Following Mother Teresa Agens's admission, Olson said an investigation was launched which included an agreement to investigate the monastery's electronic devices.

"In fact, the electronics and phone were requested calmly and given freely by Mother Teresa Agnes for purposes of the internal inquiry into this matter that involved not only her but also as she alleges, a priest. Several days later canonical counsel for both the diocese and for Mother Theresa Agnes agreed on a framework to make a copy of the devices for the investigation. This was followed and the telephone and electronic devices were returned several weeks ago," Olson said.
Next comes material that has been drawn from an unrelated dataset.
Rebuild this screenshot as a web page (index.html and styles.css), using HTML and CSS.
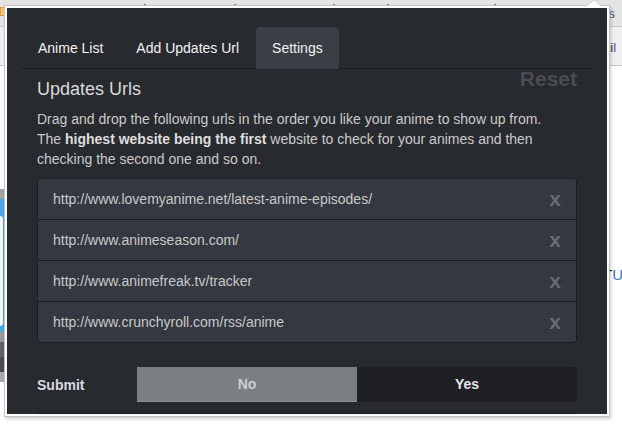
FILE: index.html
```html
<!DOCTYPE html>
<html lang="en">
<head>
<meta charset="utf-8">
<title>Settings</title>
<link rel="stylesheet" href="styles.css">
</head>
<body>
<div class="page">
  <div class="toolbar">
    <span class="orange"></span>
    <span class="mark m1"></span><span class="mark m2"></span><span class="mark m3"></span><span class="mark m4"></span><span class="mark m5"></span>
    <span class="peek ts">ts</span>
  </div>
  <div class="bookmarks"><span class="peek ail">ai<em>l</em></span></div>
  <div class="content">
    <div class="side-bands">
      <span class="band b-gray"></span>
      <span class="band b-blue"><i></i></span>
      <span class="band b-g1"></span>
      <span class="band b-g2"></span>
      <span class="band b-g3"></span>
      <span class="band b-g4"></span>
    </div>
    <span class="peek tu">T<em>U</em></span>
  </div>

  <div class="popup">
    <div class="panel">
      <ul class="tabs">
        <li><a>Anime List</a></li>
        <li><a>Add Updates Url</a></li>
        <li class="active"><a>Settings</a></li>
      </ul>
      <div class="tab-content">
        <div class="section-head">
          <h3>Updates Urls</h3>
          <span class="reset">Reset</span>
        </div>
        <p class="desc">Drag and drop the following urls in the order you like your anime to show up from.<br>The <b>highest website being the first</b> website to check for your animes and then<br>checking the second one and so on.</p>
        <ul class="urls">
          <li><span>http://www.lovemyanime.net/latest-anime-episodes/</span><span class="close">x</span></li>
          <li><span>http://www.animeseason.com/</span><span class="close">x</span></li>
          <li><span>http://www.animefreak.tv/tracker</span><span class="close">x</span></li>
          <li><span>http://www.crunchyroll.com/rss/anime</span><span class="close">x</span></li>
        </ul>
        <div class="submit-row">
          <span class="label">Submit</span>
          <div class="switch">
            <span class="opt no">No</span>
            <span class="opt yes">Yes</span>
          </div>
        </div>
        <div class="divider"></div>
      </div>
    </div>
  </div>
  <div class="arrow"></div>
</div>
</body>
</html>
```
FILE: styles.css
```css
html, body {
  margin: 0;
  padding: 0;
}
body {
  width: 622px;
  height: 426px;
  overflow: hidden;
  background: #ffffff;
  font-family: "Liberation Sans", Arial, sans-serif;
}
.page {
  position: relative;
  width: 622px;
  height: 426px;
  overflow: hidden;
}

/* underlying browser page */
.toolbar {
  position: relative;
  height: 26px;
  background: #e4e4e4;
  border-bottom: 1px solid #c9c9c9;
}
.bookmarks {
  position: relative;
  height: 38px;
  background: #efefef;
  border-bottom: 1px solid #c8c8c8;
}
.content {
  position: relative;
  height: 359px;
}
.orange {
  position: absolute;
  left: 0;
  top: 7px;
  width: 6px;
  height: 9px;
  background: #f8c878;
  border: 1px solid #d9a24a;
  box-sizing: border-box;
}
.mark {
  position: absolute;
  top: 4px;
  width: 2px;
  height: 1px;
  background: #9a7a56;
}
.m1 { left: 144px; }
.m2 { left: 234px; }
.m3 { left: 333px; }
.m4 { left: 387px; }
.m5 { left: 494px; }
.peek {
  position: absolute;
  font-size: 13px;
  line-height: 14px;
  white-space: nowrap;
}
.peek em { font-style: normal; }
.ts { left: 605px; top: 7px; color: #3d5a80; }
.ail { left: 603px; top: 14px; color: #333; }
.ail em { color: #7b2f8f; }
.tu { left: 603px; top: 202px; color: #111; font-size: 15px; }
.tu em { color: #2e7bc4; }
.side-bands {
  position: absolute;
  left: 0;
  top: 123px;
  width: 6px;
  display: flex;
  flex-direction: column;
}
.band { display: block; width: 6px; }
.b-gray { height: 10px; background: #a3a3a3; }
.b-blue { height: 133px; background: #4aaae6; position: relative; }
.b-blue i {
  position: absolute;
  left: -4px;
  top: 17px;
  width: 7px;
  height: 110px;
  background: #f4f6f8;
  border-radius: 4px;
}
.b-g1 { height: 10px; background: #9a9a9a; }
.b-g2 { height: 15px; background: #606060; }
.b-g3 { height: 15px; background: #4b4b4b; }
.b-g4 { height: 10px; background: #acacac; }

/* popup window */
.popup {
  position: absolute;
  left: 4px;
  top: 5px;
  padding: 2px;
  background: #ffffff;
  border: 1px solid #c4c4c4;
  box-shadow: 1px 2px 3px rgba(0, 0, 0, 0.2);
}
.arrow {
  position: absolute;
  left: 586px;
  top: 0;
  width: 0;
  height: 0;
  border-left: 8px solid transparent;
  border-right: 8px solid transparent;
  border-bottom: 7px solid #ffffff;
  filter: drop-shadow(0 -1px 0 #c4c4c4);
}
.panel {
  width: 600px;
  height: 406px;
  box-sizing: border-box;
  padding: 0 15px;
  background: #272a2f;
  overflow: hidden;
  color: #cfcfcf;
  font-size: 14px;
  line-height: 20px;
}

/* tabs */
.tabs {
  list-style: none;
  margin: 0;
  padding: 19px 0 0;
  display: flex;
  border-bottom: 1px solid #1b1d21;
}
.tabs li {
  margin: 0 1px -1px 0;
}
.tabs a {
  display: block;
  padding: 10px 15px;
  line-height: 20px;
  border: 1px solid transparent;
  border-radius: 4px 4px 0 0;
  color: #f2f2f2;
}
.tabs .active a {
  background: #3a3f46;
  border-color: #3a3f46;
}

.tab-content {
  padding: 0 15px;
}
.section-head {
  display: flex;
  justify-content: space-between;
  align-items: flex-start;
}
.section-head h3 {
  margin: 10px 0 0;
  font-size: 18px;
  font-weight: normal;
  line-height: 20px;
  color: #dadada;
}
.reset {
  font-size: 21px;
  font-weight: bold;
  line-height: 20px;
  color: #4a4d52;
}
.desc {
  margin: 10px 0 9px;
  color: #cbcbcb;
}
.desc b { color: #dedede; }

/* url list */
.urls {
  list-style: none;
  margin: 0;
  padding: 0;
  border: 1px solid #1b1d21;
  border-radius: 4px;
  overflow: hidden;
}
.urls li {
  display: flex;
  justify-content: space-between;
  padding: 10px 15px;
  line-height: 20px;
  background: #343840;
  color: #c9c9c9;
}
.urls li + li {
  border-top: 1px solid #1b1d21;
}
.close {
  font-size: 21px;
  font-weight: bold;
  line-height: 20px;
  color: #686b70;
}

/* submit switch */
.submit-row {
  margin-top: 24px;
  display: flex;
  align-items: center;
  height: 35px;
}
.label {
  width: 100px;
  font-weight: bold;
  color: #d9dbe0;
}
.switch {
  flex: 1;
  display: flex;
  height: 35px;
  border-radius: 0 4px 4px 0;
  overflow: hidden;
}
.opt {
  flex: 1;
  text-align: center;
  line-height: 35px;
  font-weight: bold;
}
.no {
  background: #7a7f84;
  color: #cdd0d3;
  box-shadow: inset 0 -1px 0 #8a8f94;
}
.yes {
  background: #1e2023;
  color: #e6e6e6;
}
.divider {
  margin-top: 11px;
  border-top: 1px solid #1b1d21;
}
```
Olson said claims that he or the diocese have further accessed Mother Teresa Agnes's phone accounts or are spying on the sisters and are privy to privileged communications between the sisters and their legal counsel are "baseless, ludicrous and not true."
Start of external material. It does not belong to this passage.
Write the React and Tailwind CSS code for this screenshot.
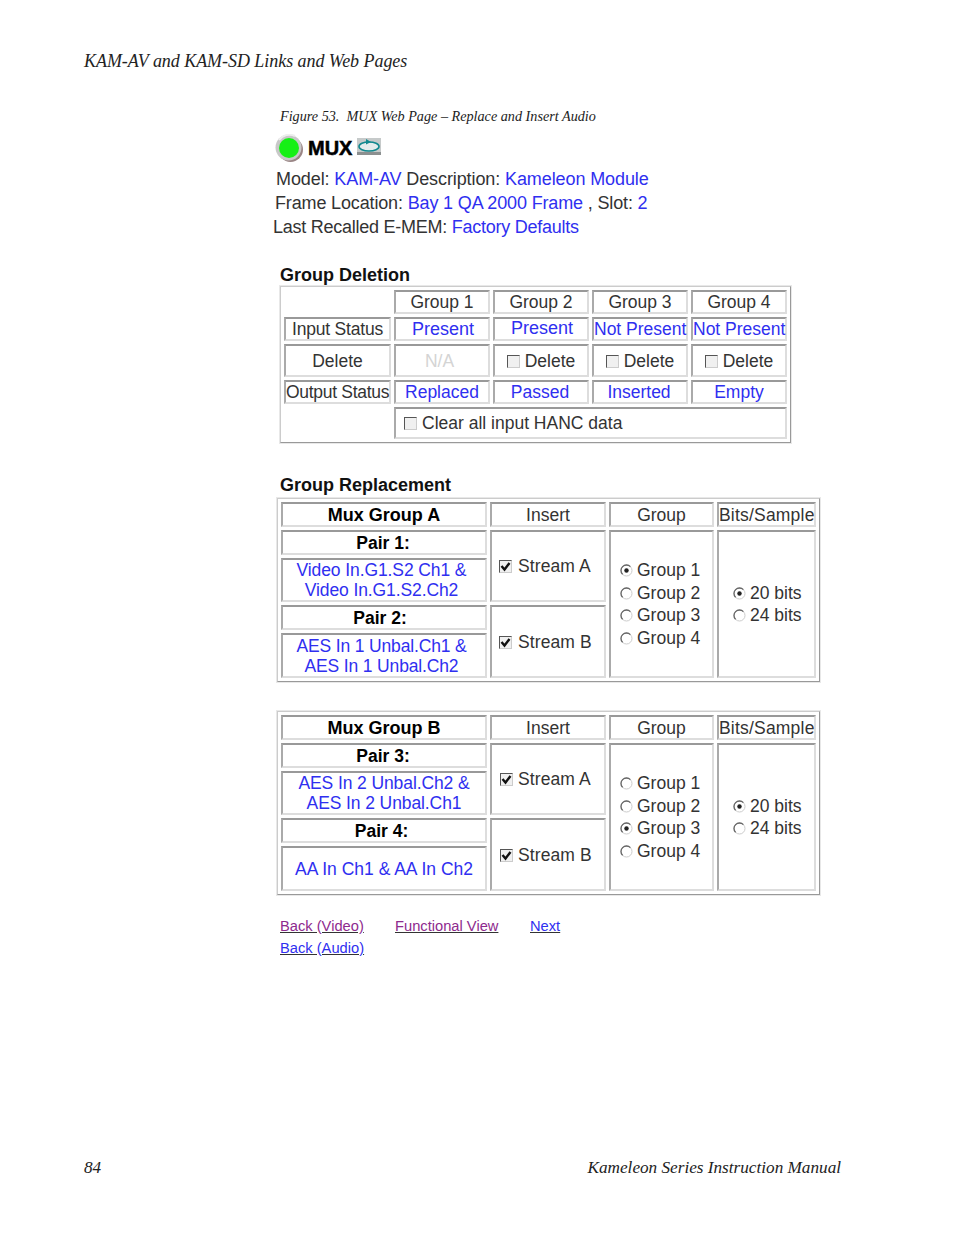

The bishop also refuted claims that he or the diocese have covered up the alleged wrongdoing by the priest. He said the priest's superior and bishop have been notified of the allegation and that on the advice of the priest's own canonical counsel, he would neither confirm nor deny his involvement with the nun. Olson said the priest, whom he did not name publicly, is not currently assigned.

Olson then addressed photos released by the diocese on June 7 alleging drugs were present inside the Carmelite monastery. Olson said someone closely associated with the monastery came forward with information and evidence about illegal drug activity and the diocese shared that information with police.
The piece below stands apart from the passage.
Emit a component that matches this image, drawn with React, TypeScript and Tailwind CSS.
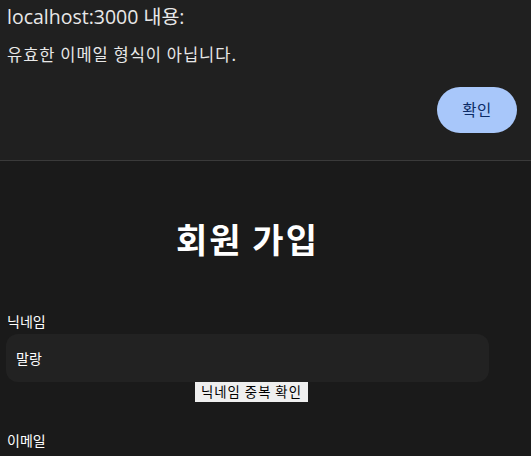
import React from "react";

const kr = { fontFamily: '"Noto Sans CJK KR", "Noto Sans", sans-serif' };

export default function App() {
  return (
    <div className="min-h-[456px] w-[531px] overflow-hidden bg-[#1a1a1a]" style={kr}>
      <div className="h-[161px] border-b border-[#3a3a3a] bg-[#202020] pl-[7px] pr-[14px] flex flex-col">
        <div
          className="mt-[5px] text-[19.5px] leading-[24px] text-[#e8e8e8]"
          style={{ fontFamily: '"Open Sans", "Noto Sans CJK KR", sans-serif' }}
        >
          localhost:3000 내용:
        </div>
        <div className="mt-[14px] text-[16.5px] leading-[22px] tracking-[1px] text-[#e8e8e8]">
          유효한 이메일 형식이 아닙니다.
        </div>
        <div className="mt-[22px] flex justify-end">
          <button className="h-[46px] w-[80px] rounded-full bg-[#a8c7fa] text-[15.5px] tracking-[0.5px] text-[#0b2b66]">
            확인
          </button>
        </div>
      </div>
      <div className="w-[495px] px-[6px]">
        <h1 className="mt-[54px] text-center text-[34px] font-bold leading-[48px] tracking-[2px] text-white">
          회원 가입
        </h1>
        <div className="mt-[48px] pl-[1px] text-[14px] leading-[20px] text-white">닉네임</div>
        <div className="mt-[3px] flex h-[48px] items-center rounded-[12px] bg-[#222222] px-[10px] text-[14px] text-white">
          말랑
        </div>
        <div className="flex justify-center pl-[8px]">
          <button className="h-[20px] bg-[#efefef] px-[6px] text-[13.33px] leading-[20px] tracking-[1px] text-black">
            닉네임 중복 확인
          </button>
        </div>
        <div className="mt-[28px] pl-[1px] text-[14px] leading-[20px] text-white">이메일</div>
      </div>
    </div>
  );
}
"I want you to know that this evidence and information was immediately reported and turned over by the Diocese of Fort Worth to the Arlington Police Department which is responsible for investigating such matters in that jurisdiction," Olson said. "Claims that the Diocese of Fort Worth, or I as its bishop, planted these drugs are false and baseless."

Olson, lastly, reiterated that the matter with the nun is a pastoral and spiritual matter and called for the faithful to pray for a just, peaceful and merciful conclusion. He also asked for prayers for the nuns and novices in the monastery for their health and salvation.


Last week the Arlington Police confirmed to NBC 5 they received a letter from a local law firm containing allegations of actions taken at the monastery and launched an investigation into the matter to determine if any crimes had occurred. Police said detectives were in the early stages of the investigation and didn't release anything further.

Matthew Bobo, the attorney representing the nuns, said of the investigation by police that, "no one -- not even a sitting Catholic bishop -- is above the law."

The diocese responded, telling NBC 5 that "attorney Bobo’s press release is yet another transparent attempt to spread baseless and outrageous accusations regarding Bishop Olson’s legitimate investigation of the Carmelite monastery. Attorney Bobo’s unilateral press releases are all designed to attempt to embarrass Bishop Olson and undermine his authority."

"To be clear, however, the diocese initiated and is in communication with the Arlington Police Department regarding serious concerns it has regarding the use of marijuana and edibles at the monastery, along with other issues that the diocese will address at another time and in a proper forum. The attached photographs were provided by a confidential informant within the monastery," the diocese said.

monastery photo
The Diocese of Fort Worth says a confidential informant inside the Monastery of the Most Holy Trinity in Arlington, Texas shared this photograph that alleges possible drug use inside the enclosure. (Diocese of Fort Worth)

Bobo responded on Thursday that the photos released by the diocese were a low-level public relations stunt that is attempting to deflect attention away from the criminal investigation.

"The absolutely ridiculous allegations by the diocese including anonymously-sourced photos that could have easily been staged and doctored by anyone, and from anywhere, are without merit," Bobo said.


On June 9, Bobo shared with NBC 5 a letter that appears to have been sent the day before from Olson to the president of the Carmelite auxiliary. In the letter, Olson said she was "complicit in their [the nuns'] rebellious disobedience" after she sent an email on May 15 to auxiliary members seeking donations to help cover the legal fees in the monastery's ongoing lawsuit against the diocese.

Olson said the letter undermined his pastoral office and enabled continued disobedience in the matter and asked that the request for donations be rescinded.

"I am respectfully asking you to rescind this invitation and to cease all efforts to raise funds for the pursuit of this lawsuit. I ask that you copy me on the email by which you rescind this invitation," Olson wrote. "Please know of my prayers for you and the Auxiliary and of my ongoing respect, love, and esteem for the sisters who suffer because of this situation brought about by their former prioress."

Olson did not address his letter to the auxiliary in his video message released on June 11.